All in all, it has now been seven years at ONTIER. Who have been your mentors during this time? What have you learned from them, and what, you admit, do you still have to learn?
At ONTIER I have had many mentors, all of them of the highest professional and human level. Some are still by my side, and others have left. But it would be unfair not to highlight Cristina Camarero Espinosa as my main mentor during all these years. First, she trusted me, giving me the opportunity to enter the office, and then she transmitted her character to me, teaching me to fight until the last centimetre of the playing field.
What do I still have to learn? Everything. In this profession, you can’t get comfortable. You can’t sleep for a minute, and you have to be willing to learn new things every day.

How do you remember the first “big” case that fell into your hands? What are your feelings about it now? And the last one?
The first big case in which I was able to participate was the Martinsa Fadesa lawsuit, in which more than 1,500 million euros were claimed for directors’ liability. When I arrived at the firm in 2013, the case was already in cassation, but I was able to contribute my small grain of sand to the great work done by the team over the years.
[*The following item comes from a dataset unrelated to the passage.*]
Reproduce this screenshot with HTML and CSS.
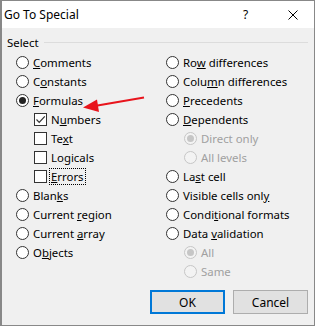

Although my contribution was very modest, I remember it now with a feeling of great responsibility, very similar to the one I feel every time a client puts his trust in me.

During the last year, with the arrival of the pandemic, I have focused on helping several companies from different sectors (mainly retail, fashion and hospitality) to renegotiate rents with their landlords, both out of court and in Litigation. We are living in an unprecedented situation, an atypical economic crisis that has put thousands of companies at the limit of their capacities.

As a good litigator, as a good lawyer, we assume you like to win. Have you lost a case so far? If so, please explain to us how you recover personally after a defeat. If not, please tell us your secret.
I like to win but it doesn’t always happen. If any lawyer claims to have never lost, he is simply lying. In the face of defeat, I think it is good to analyse mistakes or things that could have been done differently because lessons can be learned from this. But above all, I believe that the most important thing is not to dwell on the defeat more than necessary and not to spend too much time licking our wounds.

In the medium where you write, among other things, you openly fight against corruption and for transparency in administrations and institutions, public bodies and even companies. Is it difficult for a Business lawyer to publicly denounce certain issues, or does this no longer happen? Or maybe has corruption become so “normalised” that it is no longer news, no longer “shocks”?
In our country, corruption and the lack of transparency of the administrations are two of the main evils present in the public sphere and, to a certain extent, they have become normalised. In the end, this ends up infecting many companies in what has come to be defined as crony capitalism.

At “Hay Derecho”, we are trying to correct this trend, promoting a new way of understanding the management of public affairs. On a personal level, it has always been clear to me that practising lawyers have certain limits because our clients are the priority. But I believe that this cannot be an excuse to fold our arms.

Would you like to be a partner of ONTIER? We imagine that is where you are heading…

I feel ONTIER as my home, and, of course, I would like to become a partner. But for that, there is still a lot of work ahead.

Finally, like any good writer, indeed, you like to read. A recent book that you would recommend to your colleagues?
Right now I am reading “Los cuadernos de don Rigoberto”, by Mario Vargas Llosa. A novel set in Miraflores’s neighbourhood (Lima) that talks about freedom, love, beauty and sensuality. What more could you ask for?